Nos Specimen Portraits reforça a ideia de identidade como objeto de estudo. Cada retrato funciona como uma caixa-arquivo, onde a pessoa é transformada num conjunto de indícios cuidadosamente organizados. Trata-se de um processo que ultrapassa a superfície da imagem para explorar os mecanismos sociais, biográficos, materiais e simbólicos que contribuem para a construção do eu. Assim, Mapes não apenas questiona o que vemos, mas sobretudo o que não vemos quando olhamos para um retrato.

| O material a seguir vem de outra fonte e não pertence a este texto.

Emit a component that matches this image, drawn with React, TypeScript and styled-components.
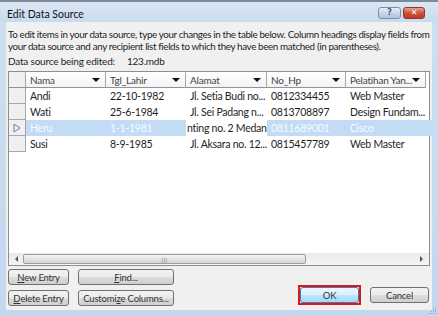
import styled, { createGlobalStyle } from "styled-components";

const GlobalStyle = createGlobalStyle`
  html, body {
    margin: 0;
    padding: 0;
    background: #c7daee;
  }
  body {
    font-family: Lato, "Noto Sans", sans-serif;
    font-size: 10px;
    color: #1e1e1e;
  }
`;

const Window = styled.div`
  position: relative;
  width: 438px;
  height: 316px;
  box-sizing: border-box;
  display: flex;
  flex-direction: column;
  background: linear-gradient(#cfdff0, #c3d7ed);
  border-top: 2px solid #7d8a99;
  overflow: hidden;
`;

const TitleBar = styled.div`
  height: 20px;
  box-sizing: border-box;
  padding: 4px 13px 0 7px;
  display: flex;
  align-items: center;
  justify-content: space-between;
  background: linear-gradient(#dbe7f4, #c9dbef);
`;

const Title = styled.span`
  font-size: 10.5px;
  color: #111;
`;

const Caption = styled.div`
  display: flex;
  gap: 2px;
  margin-top: -2px;
`;

const CaptionButton = styled.div<{ $close?: boolean }>`
  width: ${(p) => (p.$close ? 20 : 21)}px;
  height: 10px;
  border: 1px solid ${(p) => (p.$close ? "#8a3a2c" : "#7f8fa6")};
  border-radius: 3px;
  background: ${(p) =>
    p.$close
      ? "linear-gradient(#e8a08a, #cf4b32 55%, #c0392a)"
      : "linear-gradient(#e6eef8, #c4d4e8 55%, #b3c6de)"};
  display: flex;
  align-items: center;
  justify-content: center;
  color: ${(p) => (p.$close ? "#fff" : "#465a75")};
  font-family: "DejaVu Sans", sans-serif;
  font-weight: bold;
  font-size: 8px;
  line-height: 1;
`;

const Body = styled.div`
  flex: 1;
  margin: 0 6px 6px;
  padding: 6px 2px 4px;
  background: #f0f0f0;
  display: flex;
  flex-direction: column;
`;

const Intro = styled.p`
  margin: 0;
  font-size: 9.8px;
  line-height: 12px;
  letter-spacing: -0.36px;
  white-space: nowrap;
`;

const SourceLine = styled.div`
  margin-top: 3px;
  line-height: 12px;
  display: flex;
  gap: 12px;
  letter-spacing: -0.2px;
`;

const Table = styled.div`
  margin-top: 4px;
  flex: 1;
  border: 1px solid #8a8f96;
  background: #fff;
  display: flex;
  flex-direction: column;
`;

const cols = "17px 80px 80px 81px 79px 80px 1fr";

const Row = styled.div`
  display: grid;
  grid-template-columns: ${cols};
  height: 16px;
`;

const HeadCell = styled.div<{ $corner?: boolean }>`
  display: flex;
  align-items: center;
  justify-content: space-between;
  padding: 0 5px 0 4px;
  border-right: 1px solid #a4a8ae;
  border-bottom: 1px solid #8f949b;
  background: ${(p) => (p.$corner ? "#f0f0f0" : "linear-gradient(#ffffff, #f3f3f3)")};
  color: #444;
  letter-spacing: -0.2px;
  white-space: nowrap;
  overflow: hidden;
`;

const Arrow = styled.span`
  width: 0;
  height: 0;
  border-left: 4px solid transparent;
  border-right: 4px solid transparent;
  border-top: 4px solid #111;
  flex: none;
`;

const RowHead = styled.div`
  border-right: 1px solid #a4a8ae;
  border-bottom: 1px solid #a4a8ae;
  background: #f0f0f0;
  display: flex;
  align-items: center;
  justify-content: center;
`;

const Pointer = styled.svg`
  width: 8px;
  height: 10px;
`;

const Cell = styled.div<{ $sel?: boolean; $edit?: boolean }>`
  display: flex;
  align-items: center;
  padding: 0 ${(p) => (p.$edit ? "1px" : "4px")};
  white-space: nowrap;
  overflow: hidden;
  font-size: 10.5px;
  letter-spacing: -0.25px;
  background: ${(p) => (p.$edit ? "#fff" : p.$sel ? "#c2dcf5" : "transparent")};
  color: ${(p) => (p.$sel && !p.$edit ? "#f6fbff" : "#1e1e1e")};
`;

const Fill = styled.div`
  flex: 1;
`;

const ScrollBar = styled.div`
  height: 12px;
  display: flex;
  align-items: center;
  background: linear-gradient(#eaeaea, #f4f4f4);
  padding: 0 1px;
`;

const ScrollArrow = styled.div<{ $right?: boolean }>`
  width: 13px;
  display: flex;
  justify-content: center;
  &::before {
    content: "";
    border-top: 3px solid transparent;
    border-bottom: 3px solid transparent;
    ${(p) => (p.$right ? "border-left: 3px solid #555;" : "border-right: 3px solid #555;")}
  }
`;

const Thumb = styled.div`
  width: 283px;
  height: 10px;
  border: 1px solid #9c9c9c;
  border-radius: 2px;
  box-sizing: border-box;
  background: linear-gradient(#f6f6f6, #e2e2e2 50%, #d6d6d6);
  display: flex;
  align-items: center;
  justify-content: center;
  color: #777;
  font-size: 6px;
  letter-spacing: 0.5px;
`;

const Track = styled.div`
  flex: 1;
`;

const Footer = styled.div`
  margin-top: 3px;
  display: flex;
  justify-content: space-between;
  align-items: flex-end;
`;

const LeftButtons = styled.div`
  display: grid;
  grid-template-columns: 61px 96px;
  column-gap: 9px;
  row-gap: 5px;
`;

const RightButtons = styled.div`
  display: flex;
  gap: 9px;
  align-items: center;
  margin-right: 1px;
  margin-bottom: 1px;
`;

const Button = styled.div<{ $primary?: boolean; $w?: number }>`
  height: 16px;
  width: ${(p) => (p.$w ? `${p.$w}px` : "auto")};
  box-sizing: border-box;
  border: 1px solid ${(p) => (p.$primary ? "#3c7fb1" : "#707070")};
  border-radius: 3px;
  background: ${(p) =>
    p.$primary
      ? "linear-gradient(#eaf6fd, #d9f0fc 50%, #bee6fd 51%, #a7d9f5)"
      : "linear-gradient(#f2f2f2, #ebebeb 50%, #dddddd 51%, #cfcfcf)"};
  display: flex;
  align-items: center;
  justify-content: center;
  color: #333;
  font-size: 9.5px;
  letter-spacing: -0.2px;
  white-space: nowrap;
`;

const Highlight = styled.div`
  border: 2px solid #e0141c;
`;

const Grip = styled.svg`
  position: absolute;
  right: 1px;
  bottom: 1px;
  width: 10px;
  height: 10px;
`;

const columns = ["Nama", "Tgl_Lahir", "Alamat", "No_Hp", "Pelatihan Yan..."];

const rows = [
  ["Andi", "22-10-1982", "Jl. Setia Budi no...", "0812334455", "Web Master"],
  ["Wati", "25-6-1984", "Jl. Sei Padang n...", "0813708897", "Design Fundam..."],
  ["Heru", "1-1-1981", "nting no. 2 Medan", "0811689001", "Cisco"],
  ["Susi", "8-9-1985", "Jl. Aksara no. 12...", "0815457789", "Web Master"],
];

const selected = 2;

export default function App() {
  return (
    <>
      <GlobalStyle />
      <Window>
        <TitleBar>
          <Title>Edit Data Source</Title>
          <Caption>
            <CaptionButton>?</CaptionButton>
            <CaptionButton $close>✕</CaptionButton>
          </Caption>
        </TitleBar>
        <Body>
          <Intro>
            To edit items in your data source, type your changes in the table below. Column headings display fields from
            <br />
            your data source and any recipient list fields to which they have been matched (in parentheses).
          </Intro>
          <SourceLine>
            <span>Data source being edited:</span>
            <span>123.mdb</span>
          </SourceLine>
          <Table>
            <Row>
              <HeadCell $corner />
              {columns.map((c) => (
                <HeadCell key={c}>
                  {c}
                  <Arrow />
                </HeadCell>
              ))}
            </Row>
            {rows.map((r, i) => (
              <Row key={i}>
                <RowHead>
                  {i === selected && (
                    <Pointer viewBox="0 0 8 10">
                      <path d="M1 1 L7 5 L1 9 Z" fill="none" stroke="#6d7f96" strokeWidth="1" />
                    </Pointer>
                  )}
                </RowHead>
                {r.map((v, j) => (
                  <Cell key={j} $sel={i === selected} $edit={i === selected && j === 2}>
                    {v}
                  </Cell>
                ))}
                <Cell $sel={i === selected} />
              </Row>
            ))}
            <Fill />
            <ScrollBar>
              <ScrollArrow />
              <Thumb>|||</Thumb>
              <Track />
              <ScrollArrow $right />
            </ScrollBar>
          </Table>
          <Footer>
            <LeftButtons>
              <Button>
                <u>N</u>ew Entry
              </Button>
              <Button>
                <u>F</u>ind...
              </Button>
              <Button>
                <u>D</u>elete Entry
              </Button>
              <Button>
                Customi<u>z</u>e Columns...
              </Button>
            </LeftButtons>
            <RightButtons>
              <Highlight>
                <Button $primary $w={59}>
                  OK
                </Button>
              </Highlight>
              <Button $w={59}>Cancel</Button>
            </RightButtons>
          </Footer>
        </Body>
        <Grip viewBox="0 0 10 10">
          <g fill="#8ea3bd">
            <rect x="8" y="2" width="1" height="1" />
            <rect x="6" y="4" width="1" height="1" />
            <rect x="8" y="4" width="1" height="1" />
            <rect x="4" y="6" width="1" height="1" />
            <rect x="6" y="6" width="1" height="1" />
            <rect x="8" y="6" width="1" height="1" />
            <rect x="2" y="8" width="1" height="1" />
            <rect x="4" y="8" width="1" height="1" />
            <rect x="6" y="8" width="1" height="1" />
            <rect x="8" y="8" width="1" height="1" />
          </g>
        </Grip>
      </Window>
    </>
  );
}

“Blauw Girl” (2018), pinning foam, insect pins, photographs, specimen containers, glass vials, fabric samples, acrylic paint, beads, human hair, doll hair, gelatin capsules, canvas, cotton thread, and rope



“Dutch Agatha” (2019), photographs, fabric samples, painted photographs, botanical specimens, spices, tea, tobacco, coffee, cast resin, clay, thread, hair, insect pins, capsules, specimen bags, and magnifying boxes



“Clelia” (2021), prints, photo prints, costume jewelry, fabric, hair, dried flowers, specimen bags, insect pins, gelatin capsules, thread, misc printed elements


Detail of “Clelia” (2021), prints, photo prints, costume jewelry, fabric, hair, dried flowers, specimen bags, insect pins, gelatin capsules, thread, misc printed elements



“Still Life specimens P4” (2021), archival prints, insect pins, map pins, magnifying boxes, specimen bags, dried fruit, and seeds


Detail of “Still Life specimens P4” (2021), archival prints, insect pins, map pins, magnifying boxes, specimen bags, dried fruit, and seeds

A busca do que existe “para além da superfície” revela uma dimensão crítica central na obra de Michael Mapes. Ao recusar a simplicidade da imagem plana, o artista expõe a complexidade da identidade humana e demonstra que o sujeito é sempre mais do que a sua aparência. As suas obras desafiam o espectador a reconsiderar a relação entre representação e verdade, sugerindo que a essência do indivíduo não reside num rosto, mas nas múltiplas camadas invisíveis que o compõem. Mapes transforma o retrato num processo de investigação, convidando-nos a participar na procura incessante pelo que permanece oculto.